- **Description of the task**: Copy out all the entries exactly.

-- start of Information given --

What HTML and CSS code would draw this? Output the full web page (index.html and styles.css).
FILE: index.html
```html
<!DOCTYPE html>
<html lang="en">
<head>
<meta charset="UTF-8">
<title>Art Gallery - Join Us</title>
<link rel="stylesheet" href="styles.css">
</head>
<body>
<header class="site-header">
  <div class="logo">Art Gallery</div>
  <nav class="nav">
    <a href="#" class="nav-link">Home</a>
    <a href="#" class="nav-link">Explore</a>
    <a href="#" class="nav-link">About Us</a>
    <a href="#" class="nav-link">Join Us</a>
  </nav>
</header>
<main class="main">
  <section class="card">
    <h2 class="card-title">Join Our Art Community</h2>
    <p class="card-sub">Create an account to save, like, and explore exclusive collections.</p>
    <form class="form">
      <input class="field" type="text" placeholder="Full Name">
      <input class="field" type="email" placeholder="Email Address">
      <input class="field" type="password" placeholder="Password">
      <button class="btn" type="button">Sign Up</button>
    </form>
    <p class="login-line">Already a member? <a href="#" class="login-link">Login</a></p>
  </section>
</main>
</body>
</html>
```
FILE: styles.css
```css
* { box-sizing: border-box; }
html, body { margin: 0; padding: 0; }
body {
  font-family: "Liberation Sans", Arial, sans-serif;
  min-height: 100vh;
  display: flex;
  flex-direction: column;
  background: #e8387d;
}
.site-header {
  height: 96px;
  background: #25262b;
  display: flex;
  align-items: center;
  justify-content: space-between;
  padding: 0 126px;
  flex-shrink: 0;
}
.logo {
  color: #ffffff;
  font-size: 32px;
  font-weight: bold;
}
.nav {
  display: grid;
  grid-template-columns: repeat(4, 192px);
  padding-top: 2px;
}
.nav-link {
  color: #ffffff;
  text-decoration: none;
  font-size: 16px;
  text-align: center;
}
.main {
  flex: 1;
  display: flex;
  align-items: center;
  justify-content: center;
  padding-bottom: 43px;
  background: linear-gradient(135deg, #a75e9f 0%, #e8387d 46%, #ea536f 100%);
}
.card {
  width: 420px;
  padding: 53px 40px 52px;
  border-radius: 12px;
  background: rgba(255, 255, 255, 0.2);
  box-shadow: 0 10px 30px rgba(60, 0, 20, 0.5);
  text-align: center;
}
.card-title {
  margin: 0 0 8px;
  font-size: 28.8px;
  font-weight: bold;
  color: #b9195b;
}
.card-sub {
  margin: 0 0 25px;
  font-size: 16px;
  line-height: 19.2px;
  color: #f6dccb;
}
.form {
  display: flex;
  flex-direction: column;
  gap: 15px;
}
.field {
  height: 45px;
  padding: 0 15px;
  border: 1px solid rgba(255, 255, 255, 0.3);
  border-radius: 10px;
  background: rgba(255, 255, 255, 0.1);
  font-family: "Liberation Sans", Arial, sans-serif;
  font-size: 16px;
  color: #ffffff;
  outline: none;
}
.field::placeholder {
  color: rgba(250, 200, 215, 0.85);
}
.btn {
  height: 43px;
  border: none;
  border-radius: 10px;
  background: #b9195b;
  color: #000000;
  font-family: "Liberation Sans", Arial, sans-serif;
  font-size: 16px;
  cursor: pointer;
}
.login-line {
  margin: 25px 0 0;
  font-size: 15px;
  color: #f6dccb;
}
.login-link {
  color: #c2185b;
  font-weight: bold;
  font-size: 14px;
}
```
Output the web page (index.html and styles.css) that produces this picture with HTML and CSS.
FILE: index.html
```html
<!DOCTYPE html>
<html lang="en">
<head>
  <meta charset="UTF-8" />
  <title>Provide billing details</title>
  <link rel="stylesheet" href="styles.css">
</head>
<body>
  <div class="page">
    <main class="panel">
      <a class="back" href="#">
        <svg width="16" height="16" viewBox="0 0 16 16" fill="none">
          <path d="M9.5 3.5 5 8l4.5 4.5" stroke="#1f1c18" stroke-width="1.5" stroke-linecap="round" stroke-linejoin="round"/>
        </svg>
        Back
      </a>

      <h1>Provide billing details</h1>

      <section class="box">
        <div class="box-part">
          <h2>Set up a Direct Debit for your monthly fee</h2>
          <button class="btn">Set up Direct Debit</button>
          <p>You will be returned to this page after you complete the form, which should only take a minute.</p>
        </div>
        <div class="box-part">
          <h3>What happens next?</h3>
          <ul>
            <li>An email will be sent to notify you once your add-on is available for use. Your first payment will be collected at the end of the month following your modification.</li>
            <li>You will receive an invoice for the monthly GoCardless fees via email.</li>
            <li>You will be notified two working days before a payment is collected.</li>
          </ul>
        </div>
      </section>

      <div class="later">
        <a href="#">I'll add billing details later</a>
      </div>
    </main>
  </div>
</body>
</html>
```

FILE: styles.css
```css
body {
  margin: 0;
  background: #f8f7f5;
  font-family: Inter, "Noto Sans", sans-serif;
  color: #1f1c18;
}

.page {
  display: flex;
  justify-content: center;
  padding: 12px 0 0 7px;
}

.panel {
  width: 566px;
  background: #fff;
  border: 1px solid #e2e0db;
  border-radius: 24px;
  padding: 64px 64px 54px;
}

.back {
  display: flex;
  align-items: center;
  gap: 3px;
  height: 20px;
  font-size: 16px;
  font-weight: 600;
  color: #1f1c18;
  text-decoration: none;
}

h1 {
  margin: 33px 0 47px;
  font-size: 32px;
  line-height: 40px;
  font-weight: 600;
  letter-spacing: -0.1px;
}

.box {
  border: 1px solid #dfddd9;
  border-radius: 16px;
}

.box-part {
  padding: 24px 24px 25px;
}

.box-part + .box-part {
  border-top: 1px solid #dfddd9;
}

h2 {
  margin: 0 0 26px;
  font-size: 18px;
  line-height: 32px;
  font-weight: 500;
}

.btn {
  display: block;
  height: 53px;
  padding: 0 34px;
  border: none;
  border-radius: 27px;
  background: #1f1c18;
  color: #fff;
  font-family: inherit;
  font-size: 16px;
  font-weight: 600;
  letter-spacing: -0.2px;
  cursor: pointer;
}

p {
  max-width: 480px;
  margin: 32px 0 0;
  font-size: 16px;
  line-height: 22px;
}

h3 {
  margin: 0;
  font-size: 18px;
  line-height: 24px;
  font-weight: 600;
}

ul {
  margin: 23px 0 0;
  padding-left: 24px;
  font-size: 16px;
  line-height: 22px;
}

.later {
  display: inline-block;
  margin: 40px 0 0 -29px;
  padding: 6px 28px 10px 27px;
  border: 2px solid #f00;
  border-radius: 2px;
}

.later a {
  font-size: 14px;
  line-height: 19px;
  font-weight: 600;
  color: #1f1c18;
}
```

-- end of Information given --

- **Reply to the exercise**:
What HTML and CSS code would draw this? Output the full web page (index.html and styles.css).
FILE: index.html
```html
<!DOCTYPE html>
<html lang="en">
<head>
<meta charset="UTF-8">
<title>Art Gallery - Join Us</title>
<link rel="stylesheet" href="styles.css">
</head>
<body>
<header class="site-header">
  <div class="logo">Art Gallery</div>
  <nav class="nav">
    <a href="#" class="nav-link">Home</a>
    <a href="#" class="nav-link">Explore</a>
    <a href="#" class="nav-link">About Us</a>
    <a href="#" class="nav-link">Join Us</a>
  </nav>
</header>
<main class="main">
  <section class="card">
    <h2 class="card-title">Join Our Art Community</h2>
    <p class="card-sub">Create an account to save, like, and explore exclusive collections.</p>
    <form class="form">
      <input class="field" type="text" placeholder="Full Name">
      <input class="field" type="email" placeholder="Email Address">
      <input class="field" type="password" placeholder="Password">
      <button class="btn" type="button">Sign Up</button>
    </form>
    <p class="login-line">Already a member? <a href="#" class="login-link">Login</a></p>
  </section>
</main>
</body>
</html>
```
FILE: styles.css
```css
* { box-sizing: border-box; }
html, body { margin: 0; padding: 0; }
body {
  font-family: "Liberation Sans", Arial, sans-serif;
  min-height: 100vh;
  display: flex;
  flex-direction: column;
  background: #e8387d;
}
.site-header {
  height: 96px;
  background: #25262b;
  display: flex;
  align-items: center;
  justify-content: space-between;
  padding: 0 126px;
  flex-shrink: 0;
}
.logo {
  color: #ffffff;
  font-size: 32px;
  font-weight: bold;
}
.nav {
  display: grid;
  grid-template-columns: repeat(4, 192px);
  padding-top: 2px;
}
.nav-link {
  color: #ffffff;
  text-decoration: none;
  font-size: 16px;
  text-align: center;
}
.main {
  flex: 1;
  display: flex;
  align-items: center;
  justify-content: center;
  padding-bottom: 43px;
  background: linear-gradient(135deg, #a75e9f 0%, #e8387d 46%, #ea536f 100%);
}
.card {
  width: 420px;
  padding: 53px 40px 52px;
  border-radius: 12px;
  background: rgba(255, 255, 255, 0.2);
  box-shadow: 0 10px 30px rgba(60, 0, 20, 0.5);
  text-align: center;
}
.card-title {
  margin: 0 0 8px;
  font-size: 28.8px;
  font-weight: bold;
  color: #b9195b;
}
.card-sub {
  margin: 0 0 25px;
  font-size: 16px;
  line-height: 19.2px;
  color: #f6dccb;
}
.form {
  display: flex;
  flex-direction: column;
  gap: 15px;
}
.field {
  height: 45px;
  padding: 0 15px;
  border: 1px solid rgba(255, 255, 255, 0.3);
  border-radius: 10px;
  background: rgba(255, 255, 255, 0.1);
  font-family: "Liberation Sans", Arial, sans-serif;
  font-size: 16px;
  color: #ffffff;
  outline: none;
}
.field::placeholder {
  color: rgba(250, 200, 215, 0.85);
}
.btn {
  height: 43px;
  border: none;
  border-radius: 10px;
  background: #b9195b;
  color: #000000;
  font-family: "Liberation Sans", Arial, sans-serif;
  font-size: 16px;
  cursor: pointer;
}
.login-line {
  margin: 25px 0 0;
  font-size: 15px;
  color: #f6dccb;
}
.login-link {
  color: #c2185b;
  font-weight: bold;
  font-size: 14px;
}
```
Output the web page (index.html and styles.css) that produces this picture with HTML and CSS.
FILE: index.html
```html
<!DOCTYPE html>
<html lang="en">
<head>
  <meta charset="UTF-8" />
  <title>Provide billing details</title>
  <link rel="stylesheet" href="styles.css">
</head>
<body>
  <div class="page">
    <main class="panel">
      <a class="back" href="#">
        <svg width="16" height="16" viewBox="0 0 16 16" fill="none">
          <path d="M9.5 3.5 5 8l4.5 4.5" stroke="#1f1c18" stroke-width="1.5" stroke-linecap="round" stroke-linejoin="round"/>
        </svg>
        Back
      </a>

      <h1>Provide billing details</h1>

      <section class="box">
        <div class="box-part">
          <h2>Set up a Direct Debit for your monthly fee</h2>
          <button class="btn">Set up Direct Debit</button>
          <p>You will be returned to this page after you complete the form, which should only take a minute.</p>
        </div>
        <div class="box-part">
          <h3>What happens next?</h3>
          <ul>
            <li>An email will be sent to notify you once your add-on is available for use. Your first payment will be collected at the end of the month following your modification.</li>
            <li>You will receive an invoice for the monthly GoCardless fees via email.</li>
            <li>You will be notified two working days before a payment is collected.</li>
          </ul>
        </div>
      </section>

      <div class="later">
        <a href="#">I'll add billing details later</a>
      </div>
    </main>
  </div>
</body>
</html>
```

FILE: styles.css
```css
body {
  margin: 0;
  background: #f8f7f5;
  font-family: Inter, "Noto Sans", sans-serif;
  color: #1f1c18;
}

.page {
  display: flex;
  justify-content: center;
  padding: 12px 0 0 7px;
}

.panel {
  width: 566px;
  background: #fff;
  border: 1px solid #e2e0db;
  border-radius: 24px;
  padding: 64px 64px 54px;
}

.back {
  display: flex;
  align-items: center;
  gap: 3px;
  height: 20px;
  font-size: 16px;
  font-weight: 600;
  color: #1f1c18;
  text-decoration: none;
}

h1 {
  margin: 33px 0 47px;
  font-size: 32px;
  line-height: 40px;
  font-weight: 600;
  letter-spacing: -0.1px;
}

.box {
  border: 1px solid #dfddd9;
  border-radius: 16px;
}

.box-part {
  padding: 24px 24px 25px;
}

.box-part + .box-part {
  border-top: 1px solid #dfddd9;
}

h2 {
  margin: 0 0 26px;
  font-size: 18px;
  line-height: 32px;
  font-weight: 500;
}

.btn {
  display: block;
  height: 53px;
  padding: 0 34px;
  border: none;
  border-radius: 27px;
  background: #1f1c18;
  color: #fff;
  font-family: inherit;
  font-size: 16px;
  font-weight: 600;
  letter-spacing: -0.2px;
  cursor: pointer;
}

p {
  max-width: 480px;
  margin: 32px 0 0;
  font-size: 16px;
  line-height: 22px;
}

h3 {
  margin: 0;
  font-size: 18px;
  line-height: 24px;
  font-weight: 600;
}

ul {
  margin: 23px 0 0;
  padding-left: 24px;
  font-size: 16px;
  line-height: 22px;
}

.later {
  display: inline-block;
  margin: 40px 0 0 -29px;
  padding: 6px 28px 10px 27px;
  border: 2px solid #f00;
  border-radius: 2px;
}

.later a {
  font-size: 14px;
  line-height: 19px;
  font-weight: 600;
  color: #1f1c18;
}
```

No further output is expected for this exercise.